The programme was an intellectual treat for all participants. The theme tackled democracy’s ultimate problem: the environment, and inspired wide-ranging discussions around policy, governance, expertise, activism and creative responses. None of these were new questions of course, and our first trip out was to the Giant’s Causeway, to think about the 1811 poem of the same name, set firmly in the Romantic tradition and the origins of natural science and geology.
The programme was hugely enriched by the contributions of Professor Adam Sowards, a leading authority in the environmental history of the USA, who came over from University of Idaho to give three presentations on the history of the conservation movement, public lands and forestry. Adam had the group enthralled with his discussions of the cultural, economic and political constructs around land in America, and the contested nature of access, ownership and use of land from the revolutionary period into the present.

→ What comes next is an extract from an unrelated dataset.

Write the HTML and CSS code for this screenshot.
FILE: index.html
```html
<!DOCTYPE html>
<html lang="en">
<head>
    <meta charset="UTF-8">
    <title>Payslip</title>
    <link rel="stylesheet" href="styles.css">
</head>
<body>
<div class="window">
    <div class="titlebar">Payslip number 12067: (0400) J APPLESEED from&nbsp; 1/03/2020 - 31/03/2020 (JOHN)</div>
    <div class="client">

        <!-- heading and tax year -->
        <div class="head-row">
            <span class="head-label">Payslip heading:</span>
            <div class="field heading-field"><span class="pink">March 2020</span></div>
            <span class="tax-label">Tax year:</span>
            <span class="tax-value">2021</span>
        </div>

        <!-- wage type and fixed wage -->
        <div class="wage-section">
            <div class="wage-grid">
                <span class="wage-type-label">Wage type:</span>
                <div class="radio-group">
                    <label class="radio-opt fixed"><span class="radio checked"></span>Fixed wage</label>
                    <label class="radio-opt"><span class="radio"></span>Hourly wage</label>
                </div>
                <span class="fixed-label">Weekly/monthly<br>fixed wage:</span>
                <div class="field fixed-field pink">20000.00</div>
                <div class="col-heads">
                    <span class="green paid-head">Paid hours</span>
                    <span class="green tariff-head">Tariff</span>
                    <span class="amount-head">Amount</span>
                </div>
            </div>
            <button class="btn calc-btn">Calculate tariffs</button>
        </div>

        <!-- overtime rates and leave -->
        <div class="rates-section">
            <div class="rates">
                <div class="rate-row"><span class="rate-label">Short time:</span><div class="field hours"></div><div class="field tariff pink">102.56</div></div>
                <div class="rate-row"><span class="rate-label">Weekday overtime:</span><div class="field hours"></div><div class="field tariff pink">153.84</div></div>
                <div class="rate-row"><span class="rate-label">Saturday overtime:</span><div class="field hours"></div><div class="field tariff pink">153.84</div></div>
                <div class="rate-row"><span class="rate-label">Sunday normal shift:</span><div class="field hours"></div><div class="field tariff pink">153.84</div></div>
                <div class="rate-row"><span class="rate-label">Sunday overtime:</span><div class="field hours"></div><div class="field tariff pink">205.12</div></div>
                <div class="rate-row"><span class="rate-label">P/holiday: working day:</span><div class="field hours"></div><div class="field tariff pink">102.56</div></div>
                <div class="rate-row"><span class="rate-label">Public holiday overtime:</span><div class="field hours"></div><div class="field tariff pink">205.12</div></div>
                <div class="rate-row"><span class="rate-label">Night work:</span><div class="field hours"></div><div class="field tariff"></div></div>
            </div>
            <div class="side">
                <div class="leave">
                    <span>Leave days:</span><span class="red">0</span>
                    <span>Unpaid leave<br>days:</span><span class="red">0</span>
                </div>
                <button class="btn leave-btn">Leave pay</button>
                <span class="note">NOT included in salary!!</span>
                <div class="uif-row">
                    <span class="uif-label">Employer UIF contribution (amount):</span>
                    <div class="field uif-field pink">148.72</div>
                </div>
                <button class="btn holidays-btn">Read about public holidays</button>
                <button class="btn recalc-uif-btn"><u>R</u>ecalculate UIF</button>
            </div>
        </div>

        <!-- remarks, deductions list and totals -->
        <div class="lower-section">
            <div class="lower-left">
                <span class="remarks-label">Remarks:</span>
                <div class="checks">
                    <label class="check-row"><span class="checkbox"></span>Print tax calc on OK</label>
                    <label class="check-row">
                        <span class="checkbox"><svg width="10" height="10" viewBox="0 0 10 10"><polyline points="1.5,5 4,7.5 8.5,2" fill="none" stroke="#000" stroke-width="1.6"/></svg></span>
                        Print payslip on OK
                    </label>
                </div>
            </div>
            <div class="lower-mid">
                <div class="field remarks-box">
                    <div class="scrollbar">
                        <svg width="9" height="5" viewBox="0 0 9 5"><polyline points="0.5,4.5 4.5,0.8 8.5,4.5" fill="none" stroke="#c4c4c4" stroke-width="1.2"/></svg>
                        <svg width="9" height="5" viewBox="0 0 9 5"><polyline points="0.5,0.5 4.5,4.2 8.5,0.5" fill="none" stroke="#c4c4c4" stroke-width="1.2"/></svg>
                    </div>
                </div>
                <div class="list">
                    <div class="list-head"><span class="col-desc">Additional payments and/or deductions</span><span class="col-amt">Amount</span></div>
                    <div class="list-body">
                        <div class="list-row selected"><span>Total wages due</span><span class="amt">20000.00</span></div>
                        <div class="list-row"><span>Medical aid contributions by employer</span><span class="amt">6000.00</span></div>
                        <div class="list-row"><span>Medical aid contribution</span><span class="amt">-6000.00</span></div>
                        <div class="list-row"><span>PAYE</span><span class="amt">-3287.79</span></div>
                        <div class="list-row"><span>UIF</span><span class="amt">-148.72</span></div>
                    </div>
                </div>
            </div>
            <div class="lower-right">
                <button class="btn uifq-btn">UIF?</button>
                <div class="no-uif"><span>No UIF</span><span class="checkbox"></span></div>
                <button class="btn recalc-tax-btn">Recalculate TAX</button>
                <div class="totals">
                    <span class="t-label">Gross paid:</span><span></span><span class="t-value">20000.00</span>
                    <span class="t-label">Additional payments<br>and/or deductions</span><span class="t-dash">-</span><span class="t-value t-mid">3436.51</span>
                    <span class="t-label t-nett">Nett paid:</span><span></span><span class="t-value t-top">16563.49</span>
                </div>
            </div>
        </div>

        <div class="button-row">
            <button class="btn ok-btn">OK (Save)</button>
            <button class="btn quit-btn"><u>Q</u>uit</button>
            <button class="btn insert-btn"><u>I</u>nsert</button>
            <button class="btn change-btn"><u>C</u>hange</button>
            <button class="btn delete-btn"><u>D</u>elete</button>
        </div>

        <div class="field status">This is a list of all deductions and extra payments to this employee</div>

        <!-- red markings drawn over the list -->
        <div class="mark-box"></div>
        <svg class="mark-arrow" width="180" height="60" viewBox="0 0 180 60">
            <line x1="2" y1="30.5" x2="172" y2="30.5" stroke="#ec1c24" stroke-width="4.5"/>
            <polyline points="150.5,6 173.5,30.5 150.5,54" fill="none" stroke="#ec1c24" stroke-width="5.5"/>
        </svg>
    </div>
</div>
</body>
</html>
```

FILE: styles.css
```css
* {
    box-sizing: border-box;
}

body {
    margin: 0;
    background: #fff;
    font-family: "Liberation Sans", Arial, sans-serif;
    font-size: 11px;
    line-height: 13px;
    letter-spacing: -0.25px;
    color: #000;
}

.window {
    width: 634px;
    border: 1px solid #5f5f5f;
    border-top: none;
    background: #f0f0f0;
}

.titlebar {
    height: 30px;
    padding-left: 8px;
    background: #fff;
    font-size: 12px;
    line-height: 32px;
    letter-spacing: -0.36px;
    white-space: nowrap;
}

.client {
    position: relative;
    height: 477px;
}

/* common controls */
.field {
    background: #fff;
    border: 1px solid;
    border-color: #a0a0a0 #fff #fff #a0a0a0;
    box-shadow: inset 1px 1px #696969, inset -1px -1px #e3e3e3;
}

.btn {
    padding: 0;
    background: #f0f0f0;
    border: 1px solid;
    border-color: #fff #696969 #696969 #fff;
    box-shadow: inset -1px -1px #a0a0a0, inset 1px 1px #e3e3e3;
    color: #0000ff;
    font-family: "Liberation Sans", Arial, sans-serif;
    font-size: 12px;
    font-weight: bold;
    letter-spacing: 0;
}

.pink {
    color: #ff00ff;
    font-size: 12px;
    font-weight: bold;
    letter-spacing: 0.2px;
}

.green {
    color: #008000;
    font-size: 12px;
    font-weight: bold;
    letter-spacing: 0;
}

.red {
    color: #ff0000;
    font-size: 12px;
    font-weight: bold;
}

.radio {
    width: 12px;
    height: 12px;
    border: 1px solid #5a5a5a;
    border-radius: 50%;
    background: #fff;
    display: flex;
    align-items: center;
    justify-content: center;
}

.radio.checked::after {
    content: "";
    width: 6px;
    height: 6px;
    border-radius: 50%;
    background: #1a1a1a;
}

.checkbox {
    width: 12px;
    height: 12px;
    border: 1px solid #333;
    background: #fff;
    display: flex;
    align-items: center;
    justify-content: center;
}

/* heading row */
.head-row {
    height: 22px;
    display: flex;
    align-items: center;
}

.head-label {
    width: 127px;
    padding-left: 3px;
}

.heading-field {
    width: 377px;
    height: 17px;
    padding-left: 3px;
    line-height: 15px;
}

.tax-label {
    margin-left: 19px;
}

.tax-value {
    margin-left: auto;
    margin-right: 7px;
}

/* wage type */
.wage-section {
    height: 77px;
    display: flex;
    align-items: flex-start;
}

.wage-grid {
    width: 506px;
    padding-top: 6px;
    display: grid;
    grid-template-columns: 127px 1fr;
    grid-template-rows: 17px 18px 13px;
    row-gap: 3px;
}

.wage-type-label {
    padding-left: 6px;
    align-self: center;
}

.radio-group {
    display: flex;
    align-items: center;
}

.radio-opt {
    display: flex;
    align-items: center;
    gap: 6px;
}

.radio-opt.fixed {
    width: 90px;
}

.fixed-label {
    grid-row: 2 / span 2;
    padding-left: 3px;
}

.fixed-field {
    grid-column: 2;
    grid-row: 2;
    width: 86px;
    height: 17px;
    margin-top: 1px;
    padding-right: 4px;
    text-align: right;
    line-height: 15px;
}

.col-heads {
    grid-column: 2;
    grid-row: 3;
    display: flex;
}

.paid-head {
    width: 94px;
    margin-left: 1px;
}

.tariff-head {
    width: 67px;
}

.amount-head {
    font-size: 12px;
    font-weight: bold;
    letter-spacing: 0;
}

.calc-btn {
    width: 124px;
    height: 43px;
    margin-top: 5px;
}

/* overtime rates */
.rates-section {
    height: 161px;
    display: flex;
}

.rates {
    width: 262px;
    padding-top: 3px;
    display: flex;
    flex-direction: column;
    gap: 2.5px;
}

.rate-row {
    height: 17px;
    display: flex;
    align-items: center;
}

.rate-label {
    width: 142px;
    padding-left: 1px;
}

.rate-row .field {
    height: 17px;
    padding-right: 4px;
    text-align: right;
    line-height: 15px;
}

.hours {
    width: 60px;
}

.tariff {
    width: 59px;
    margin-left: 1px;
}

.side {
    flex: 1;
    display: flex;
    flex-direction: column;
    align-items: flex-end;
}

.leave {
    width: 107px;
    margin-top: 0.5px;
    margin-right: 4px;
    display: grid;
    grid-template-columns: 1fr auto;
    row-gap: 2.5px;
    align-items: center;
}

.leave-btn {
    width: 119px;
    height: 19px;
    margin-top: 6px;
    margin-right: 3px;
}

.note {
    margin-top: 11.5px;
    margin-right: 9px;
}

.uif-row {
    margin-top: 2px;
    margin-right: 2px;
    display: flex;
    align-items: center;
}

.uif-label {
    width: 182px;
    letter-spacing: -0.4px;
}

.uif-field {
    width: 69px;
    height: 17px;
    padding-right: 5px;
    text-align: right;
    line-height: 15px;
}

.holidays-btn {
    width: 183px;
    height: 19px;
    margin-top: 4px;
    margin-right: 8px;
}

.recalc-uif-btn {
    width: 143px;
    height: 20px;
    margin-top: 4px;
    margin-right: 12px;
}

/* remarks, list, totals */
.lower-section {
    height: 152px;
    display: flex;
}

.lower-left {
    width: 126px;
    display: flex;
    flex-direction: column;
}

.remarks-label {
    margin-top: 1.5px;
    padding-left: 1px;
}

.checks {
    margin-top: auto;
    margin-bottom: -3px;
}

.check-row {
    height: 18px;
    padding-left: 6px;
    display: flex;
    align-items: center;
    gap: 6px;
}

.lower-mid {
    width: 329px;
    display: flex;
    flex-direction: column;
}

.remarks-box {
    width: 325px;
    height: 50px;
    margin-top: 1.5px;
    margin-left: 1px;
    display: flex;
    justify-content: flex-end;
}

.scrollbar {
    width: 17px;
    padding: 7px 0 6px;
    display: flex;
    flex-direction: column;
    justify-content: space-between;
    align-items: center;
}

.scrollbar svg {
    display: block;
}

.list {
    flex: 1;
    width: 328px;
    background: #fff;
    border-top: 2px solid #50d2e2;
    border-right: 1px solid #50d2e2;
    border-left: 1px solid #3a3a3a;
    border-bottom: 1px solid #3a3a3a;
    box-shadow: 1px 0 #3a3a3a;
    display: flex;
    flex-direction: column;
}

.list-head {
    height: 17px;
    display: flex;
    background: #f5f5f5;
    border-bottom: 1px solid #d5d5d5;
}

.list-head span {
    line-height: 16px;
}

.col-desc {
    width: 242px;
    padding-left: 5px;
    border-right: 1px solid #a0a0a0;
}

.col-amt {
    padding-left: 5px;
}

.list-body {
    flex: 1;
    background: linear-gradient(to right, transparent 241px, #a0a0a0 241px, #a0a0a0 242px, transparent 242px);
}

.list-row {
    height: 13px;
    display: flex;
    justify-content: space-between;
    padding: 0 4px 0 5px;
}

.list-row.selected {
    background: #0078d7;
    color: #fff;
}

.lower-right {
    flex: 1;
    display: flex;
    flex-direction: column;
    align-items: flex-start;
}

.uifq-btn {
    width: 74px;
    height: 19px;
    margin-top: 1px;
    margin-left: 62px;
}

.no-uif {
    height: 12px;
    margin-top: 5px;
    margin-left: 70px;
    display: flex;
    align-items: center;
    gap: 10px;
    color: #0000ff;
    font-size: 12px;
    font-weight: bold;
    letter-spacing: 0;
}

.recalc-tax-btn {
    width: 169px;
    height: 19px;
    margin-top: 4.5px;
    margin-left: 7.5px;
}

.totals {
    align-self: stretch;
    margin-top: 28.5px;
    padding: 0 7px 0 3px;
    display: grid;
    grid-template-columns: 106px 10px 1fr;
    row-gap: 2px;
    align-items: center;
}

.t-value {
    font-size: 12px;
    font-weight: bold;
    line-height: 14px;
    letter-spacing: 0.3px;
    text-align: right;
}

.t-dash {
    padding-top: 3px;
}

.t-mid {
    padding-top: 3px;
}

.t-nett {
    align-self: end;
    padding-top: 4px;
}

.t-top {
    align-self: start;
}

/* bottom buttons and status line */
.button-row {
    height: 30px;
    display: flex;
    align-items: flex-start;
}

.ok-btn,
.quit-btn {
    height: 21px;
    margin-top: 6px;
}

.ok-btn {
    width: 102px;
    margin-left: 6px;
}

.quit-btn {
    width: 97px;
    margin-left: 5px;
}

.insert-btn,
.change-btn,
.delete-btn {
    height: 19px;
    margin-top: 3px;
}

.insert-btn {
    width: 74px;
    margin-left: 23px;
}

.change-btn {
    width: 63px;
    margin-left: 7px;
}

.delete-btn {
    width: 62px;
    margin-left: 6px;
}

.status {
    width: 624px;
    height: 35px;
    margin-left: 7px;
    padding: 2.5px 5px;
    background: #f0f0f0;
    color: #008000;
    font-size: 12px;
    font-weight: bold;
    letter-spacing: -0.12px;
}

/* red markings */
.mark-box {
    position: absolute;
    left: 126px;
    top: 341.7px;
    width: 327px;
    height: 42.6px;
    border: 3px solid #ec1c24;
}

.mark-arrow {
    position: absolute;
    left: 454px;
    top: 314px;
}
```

The group were fascinated to understand the wider global context and land and environment.
Robert Heslip from Belfast City Council gave a thought-provoking presentation on the management of environment and heritage, with a special emphasis on policy-making, using the discovery and history of the Broighter gold hoard as his case study. He traced the policy distance between what happens to such finds in the UK and Ireland, and he reminded the group of the difference between knowledge and wisdom, and the enduring – if challenged – role of expertise. Kelley Sowards picked up on the same theme but in a very different context: that is environmental activism in the 1990s. Kelley talked about her experiences as a participant in the movement trying to prevent the intensive logging of forests in the American West and how the utilisation of the media, ‘citizen science’ and the legal and political context helped save the forest.

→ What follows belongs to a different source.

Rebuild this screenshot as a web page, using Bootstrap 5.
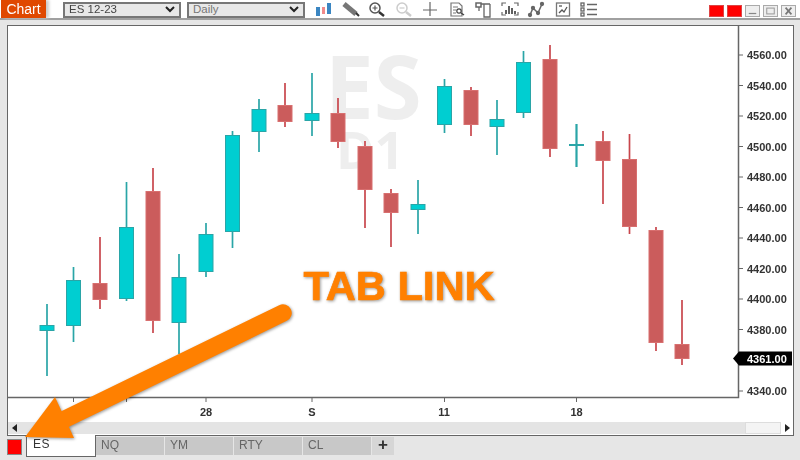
<!DOCTYPE html>
<html lang="en">
<head>
<meta charset="utf-8">
<title>Chart</title>
<link rel="stylesheet" href="https://cdn.jsdelivr.net/npm/bootstrap@5.3.0/dist/css/bootstrap.min.css">
<style>
html,body{width:800px;height:460px;overflow:hidden;background:#e6e6e6;}
body{font-family:"Liberation Sans",Arial,sans-serif;font-size:12px;}
.stage{width:800px;height:460px;filter:blur(.5px);}
.topbar{height:20px;background:#fff;border-bottom:2px solid #a0a0a0;padding-left:1px;}
.chart-tag{width:45px;height:18px;background:#e04800;color:#fff;font-size:14px;line-height:18px;text-align:center;box-shadow:3px 0 3px #ccc;}
.pick{height:16px;background:#e8e8e8;border:2px solid #777;color:#444;font-size:11.5px;padding:0 4px;margin-top:1px;}
.pick-a{width:118px;margin-left:17px;}
.pick-b{width:118px;margin-left:6px;color:#777;}
.tools{margin-left:10px;gap:8.5px;}
.tools svg{width:18px;height:18px;display:block;}
.winbtns{margin-left:auto;margin-right:4px;margin-top:4px;gap:3px;}
.wb{width:15px;height:12px;border:1px solid #aaa;background:#eee;display:block;}
.wb.on{background:#f00;border-color:#d44;}
.winframe{margin:4.5px 6px 0 7px;height:411px;border:1.5px solid #666;background:#fff;}
.canvas{display:block;width:784px;height:396px;}
.scroller{height:12px;background:#e4e4e4;}
.scroll-end{width:12px;background:#fff;}
.scroll-thumb{width:36px;background:#f4f4f4;border:1px solid #ddd;margin-left:auto;}
.tabrow{height:25px;padding-left:7px;}
.flag{width:15px;height:16px;background:#f00;border:1px solid #888;margin:3.500px 4px 0 0;}
.tabx{width:68px;height:18px;background:#c8c8c8;color:#666;font-size:12px;line-height:17px;padding-left:5px;margin-right:1px;margin-top:1px;}
.tabx.active{width:70px;height:22px;background:#fff;color:#333;letter-spacing:.5px;border:solid #666;border-width:0 1.5px 1.5px 1px;margin-top:-1px;margin-right:0;padding-left:6px;line-height:19px;}
.tabx.plus{width:22px;background:#d6d6d6;color:#333;font-size:17px;font-weight:700;padding:0;text-align:center;line-height:15px;}
.overlay{left:0;top:0;width:800px;height:460px;pointer-events:none;filter:drop-shadow(1px 1.5px 1.5px rgba(0,0,0,.4));}
.overlay text{font:700 41.5px "Liberation Sans",Arial,sans-serif;fill:#ff8000;stroke:#ff8000;stroke-width:.7;}
.up rect{fill:#00ced1;stroke:#2aa5a7;}
.up path{stroke:#2aa5a7;}
.dn rect{fill:#cb5c5c;stroke:#d86f6f;}
.dn path{stroke:#c8464c;}
.up path,.dn path{stroke-width:1.7;fill:none;}
.up path.doji{stroke-width:2.2;}
.axis{font:700 11px "Liberation Sans",Arial,sans-serif;fill:#333;}
.wm{font-family:"Open Sans",sans-serif;font-weight:700;fill:#eee;}
</style>
</head>
<body>
<div class="stage position-relative">
  <div class="topbar d-flex align-items-center">
    <div class="chart-tag">Chart</div>
    <div class="pick pick-a d-flex align-items-center justify-content-between"><span>ES 12-23</span><svg width="10" height="7" viewBox="0 0 10 7"><path d="M1 1l4 4 4-4" fill="none" stroke="#222" stroke-width="2"/></svg></div>
    <div class="pick pick-b d-flex align-items-center justify-content-between"><span>Daily</span><svg width="10" height="7" viewBox="0 0 10 7"><path d="M1 1l4 4 4-4" fill="none" stroke="#222" stroke-width="2"/></svg></div>
    <div class="tools d-flex align-items-center">
      <svg viewBox="0 0 18 18"><rect x="1" y="7" width="4" height="9" fill="#3b86c2"/><rect x="7" y="7" width="3" height="7" fill="#f08a8a"/><rect x="12" y="3" width="4" height="11" fill="#3b86c2"/></svg>
      <svg viewBox="0 0 18 18"><path d="M2 4l12 10" stroke="#777" stroke-width="5"/><path d="M14 13l3 3" stroke="#333" stroke-width="2"/></svg>
      <svg viewBox="0 0 18 18" fill="none" stroke="#555"><circle cx="7" cy="8" r="5" stroke-width="1.5"/><path d="M4.5 8h5M7 5.5v5" stroke-width="1.2"/><path d="M11 12l5 4" stroke="#333" stroke-width="2.4"/></svg>
      <svg viewBox="0 0 18 18" fill="none" stroke="#ccc"><circle cx="7" cy="8" r="5" stroke-width="1.5"/><path d="M4.5 8h5" stroke-width="1.2"/><path d="M11 12l5 4" stroke-width="2.4"/></svg>
      <svg viewBox="0 0 18 18" fill="none" stroke="#666" stroke-width="1.2"><path d="M9 2v14M2 10h14"/></svg>
      <svg viewBox="0 0 18 18" fill="none" stroke="#777" stroke-width="1.2"><path d="M3 3h8l3 3v10H3z"/><path d="M5 7h5M5 10h3M5 13h3"/><circle cx="11" cy="11" r="2.2" stroke="#444"/><path d="M13 13l3 2" stroke="#444" stroke-width="1.5"/></svg>
      <svg viewBox="0 0 18 18" fill="none" stroke="#666" stroke-width="1.3"><path d="M7 4h9M10 4v13h6V4"/><rect x="2" y="3" width="5" height="4" stroke-width="1.5"/><path d="M5 7v4"/></svg>
      <svg viewBox="0 0 18 18" fill="none" stroke="#666" stroke-width="1.2"><path d="M1 6V3h4M13 3h4v3M1 12v3h4M13 15h4v-3"/><path d="M5 14v-4M8 14V6M11 14V8M14 14v-3" stroke="#444" stroke-width="1.7"/></svg>
      <svg viewBox="0 0 18 18" fill="none" stroke="#666" stroke-width="1.5"><path d="M3 15l3-7 5 5 4-9"/><circle cx="3" cy="15" r="1.4" fill="#666"/><circle cx="6" cy="8" r="1.4" fill="#666"/><circle cx="11" cy="13" r="1.4" fill="#666"/><circle cx="15" cy="4" r="1.4" fill="#666"/></svg>
      <svg viewBox="0 0 18 18" fill="none" stroke="#777" stroke-width="1.3"><rect x="2.5" y="3" width="13" height="13"/><path d="M5 13l3-3 2 2 3-5" stroke="#555"/><path d="M5 6h3" stroke="#555"/></svg>
      <svg viewBox="0 0 18 18" fill="none" stroke="#666" stroke-width="1.3"><rect x="1" y="3" width="3" height="3"/><rect x="1" y="8" width="3" height="3"/><rect x="1" y="13" width="3" height="3"/><path d="M7 4.500h10M7 9.500h10M7 14.500h10"/></svg>
    </div>
    <div class="winbtns d-flex align-items-center">
      <span class="wb on"></span><span class="wb on"></span>
      <svg class="wb" viewBox="0 0 15 12"><path d="M3 9h9" stroke="#888" stroke-width="1.5"/></svg>
      <svg class="wb" viewBox="0 0 15 12"><rect x="3" y="2.500" width="9" height="7" fill="none" stroke="#999" stroke-width="1.2"/></svg>
      <svg class="wb" viewBox="0 0 15 12"><path d="M4 2l7 8M11 2l-7 8" stroke="#777" stroke-width="2"/></svg>
    </div>
  </div>

  <div class="winframe">
    <svg class="canvas" viewBox="8 26 784 396">
      <text class="wm" x="325" y="119" font-size="87">ES</text>
      <text class="wm" x="336" y="169" font-size="52">D1</text>
      <g class="up"><path d="M47 304V376"/><rect x="40" y="325.500" width="14" height="5"/></g>
      <g class="up"><path d="M73.500 267V342"/><rect x="66.500" y="280.500" width="14" height="45"/></g>
      <g class="dn"><path d="M100 237V309"/><rect x="93" y="283.500" width="14" height="16"/></g>
      <g class="up"><path d="M126.500 182V301"/><rect x="119.500" y="227.500" width="14" height="71"/></g>
      <g class="dn"><path d="M153 168V333"/><rect x="146" y="191.500" width="14" height="129"/></g>
      <g class="up"><path d="M179 254V354"/><rect x="172" y="277.500" width="14" height="45"/></g>
      <g class="up"><path d="M206 223V277"/><rect x="199" y="234.500" width="14" height="37"/></g>
      <g class="up"><path d="M232.500 131V248"/><rect x="225.500" y="135.500" width="14" height="96"/></g>
      <g class="up"><path d="M259 99V152"/><rect x="252" y="109.500" width="14" height="22"/></g>
      <g class="dn"><path d="M285 83V127"/><rect x="278" y="105.500" width="14" height="16"/></g>
      <g class="up"><path d="M312 73V136"/><rect x="305" y="113.500" width="14" height="7"/></g>
      <g class="dn"><path d="M338 98V148"/><rect x="331" y="113.500" width="14" height="28"/></g>
      <g class="dn"><path d="M365 141V228"/><rect x="358" y="146.500" width="14" height="43"/></g>
      <g class="dn"><path d="M391 189V247"/><rect x="384" y="193.500" width="14" height="19"/></g>
      <g class="up"><path d="M418 180V234"/><rect x="411" y="204.500" width="14" height="5"/></g>
      <g class="up"><path d="M444.500 79V133"/><rect x="437.500" y="86.500" width="14" height="38"/></g>
      <g class="dn"><path d="M471 87V136"/><rect x="464" y="90.500" width="14" height="34"/></g>
      <g class="up"><path d="M497 100V155"/><rect x="490" y="119.500" width="14" height="7"/></g>
      <g class="up"><path d="M523.500 51V118"/><rect x="516.500" y="62.500" width="14" height="50"/></g>
      <g class="dn"><path d="M550 45V157"/><rect x="543" y="59.500" width="14" height="89"/></g>
      <g class="up"><path class="doji" d="M576.500 124V167M569 145H584"/></g>
      <g class="dn"><path d="M603 131V204"/><rect x="596" y="141.500" width="14" height="19"/></g>
      <g class="dn"><path d="M629.500 134V234"/><rect x="622.500" y="159.500" width="14" height="67"/></g>
      <g class="dn"><path d="M656 227V351"/><rect x="649" y="230.500" width="14" height="112"/></g>
      <g class="dn"><path d="M682 300V365"/><rect x="675" y="344.500" width="14" height="14"/></g>

      <path d="M738.500 26V397.500H8" fill="none" stroke="#666" stroke-width="1.5"/>
      <path d="M739 55h4M739 85.500h4M739 116h4M739 146.500h4M739 177h4M739 207.500h4M739 238h4M739 268.500h4M739 299h4M739 329.500h4M739 360h4M739 391h4" stroke="#666"/>
      <path d="M73.500 398v4M126.500 398v4M206 398v4M312 398v4M444.500 398v4M576.500 398v4" stroke="#666"/>
      <g class="axis">
        <text x="747" y="59">4560.00</text><text x="747" y="89.500">4540.00</text><text x="747" y="120">4520.00</text><text x="747" y="150.500">4500.00</text><text x="747" y="181">4480.00</text><text x="747" y="211.500">4460.00</text><text x="747" y="242">4440.00</text><text x="747" y="272.500">4420.00</text><text x="747" y="303">4400.00</text><text x="747" y="333.500">4380.00</text><text x="747" y="395">4340.00</text>
        <text x="206" y="416" text-anchor="middle">28</text><text x="312" y="416" text-anchor="middle">S</text><text x="444" y="416" text-anchor="middle">11</text><text x="576.500" y="416" text-anchor="middle">18</text>
      </g>
      <path d="M733 358.500l6-7h53v14h-53z" fill="#000"/>
      <text class="axis" x="747" y="362.500" style="fill:#fff">4361.00</text>
    </svg>
    <div class="scroller d-flex justify-content-between">
      <div class="d-flex align-items-center ps-1"><svg width="6" height="8" viewBox="0 0 6 8"><path d="M5 0v8L0 4z" fill="#222"/></svg></div>
      <div class="scroll-thumb"></div>
      <div class="scroll-end d-flex align-items-center justify-content-center"><svg width="6" height="8" viewBox="0 0 6 8"><path d="M1 0v8l5-4z" fill="#222"/></svg></div>
    </div>
  </div>

  <div class="tabrow d-flex align-items-start">
    <div class="flag"></div>
    <div class="tabx active">ES</div>
    <div class="tabx">NQ</div>
    <div class="tabx">YM</div>
    <div class="tabx">RTY</div>
    <div class="tabx">CL</div>
    <div class="tabx plus">+</div>
  </div>

  <svg class="overlay position-absolute" viewBox="0 0 800 460">
    <text x="303.500" y="300" textLength="191" lengthAdjust="spacingAndGlyphs">TAB LINK</text>
    <path d="M283 313L60 421.500" fill="none" stroke="#ff8000" stroke-width="17.5" stroke-linecap="round"/>
    <path d="M25 437L55 397L74 438Z" fill="#ff8000"/>
  </svg>
</div>
<script src="https://cdn.jsdelivr.net/npm/bootstrap@5.3.0/dist/js/bootstrap.bundle.min.js"></script>
</body>
</html>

Professor Keith Lilley, a leading historical geographer and expert on historical mapping and the Ordnance Survey gave the group a presentation on the history of the OS in Ireland and then led the group on a five-mile coastal walk, accompanied by a series of historical maps of the route, ending at the giant’s causeway. Keith took the group into the landscape and helped us read it in a different way.
Dr Annie Tindley gave two presentations, looking firstly at the rewilding debate in Scotland – a hugely contentious issue – and the second bringing in a longer chronological scale to take in how historical interpretation has shaped modern land reform in the country.
The group were treated at the end of the programme to a session with Anthony Quinn, a creative writing Northern Bridge PhD student and distinguished crime fiction author, who discussed with the group the role landscape and weather played in his work. He made a few extra book sales from his inspiring session too.
The group were given a wonderfully warm welcome at Ardtara and got out into the landscape. It was an inspiring, creative and stimulating programme – the first of more to come!